After all, think about the referring user. If the referring user was the only person who got a benefit, they would feel somewhat awkward about pushing Dropbox to their friends. They’d feel like a marketer rather than a good friend.

But, if their friends will also get a benefit, then the referring user no longer feels that they’re imposing on their friends. Now they’re doing the exact opposite - they’re making their friends’ lives better! They’re now much more likely to make a referral.

Growth product managers need to be strong at user research, psychology, sales, and marketing. They need to understand why users want to use the product, and what blocks them from getting value or from inviting others to use the product.

Collaboration, Humility, and Communication

Growth product managers must be highly collaborative. They’ll be working on features that are owned by other teams, and they’ll need to convince others that they’re making a positive impact and that they’re working in good faith and good stewardship.

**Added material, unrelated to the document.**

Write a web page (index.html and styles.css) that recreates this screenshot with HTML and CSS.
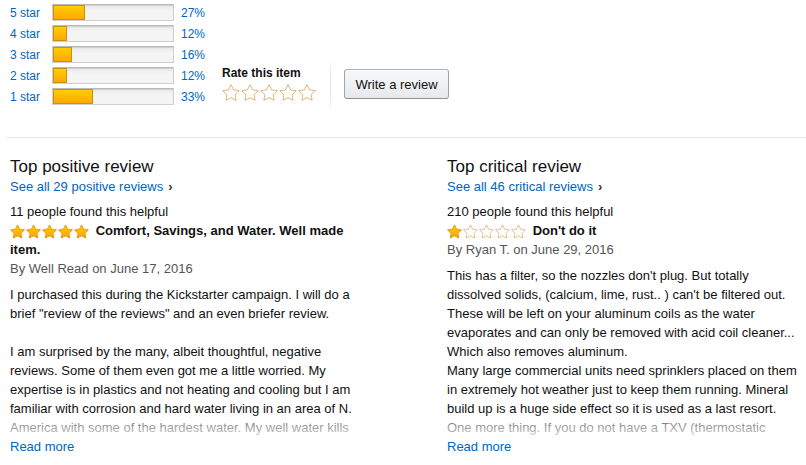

A growth product manager who doesn’t establish rapport with their core product manager counterparts will face significant challenges in getting their ideas to the finish line. It’s critical for growth product managers to gain the trust of the core product team so that they can move quickly. After all, if a growth product manager can’t yield results quickly, they’re not valuable to the organization.

Closing Thoughts

Growth product managers work heavily alongside core product managers. Core product managers need growth product managers to ensure that their products are being used effectively. And growth product managers need core product managers so that there’s something of value that they can drive.

If you’re interested in enabling users to get more value, if you love optimizing existing functionality, and if you’re passionate about moving the numbers upwards, then growth product management might be for you!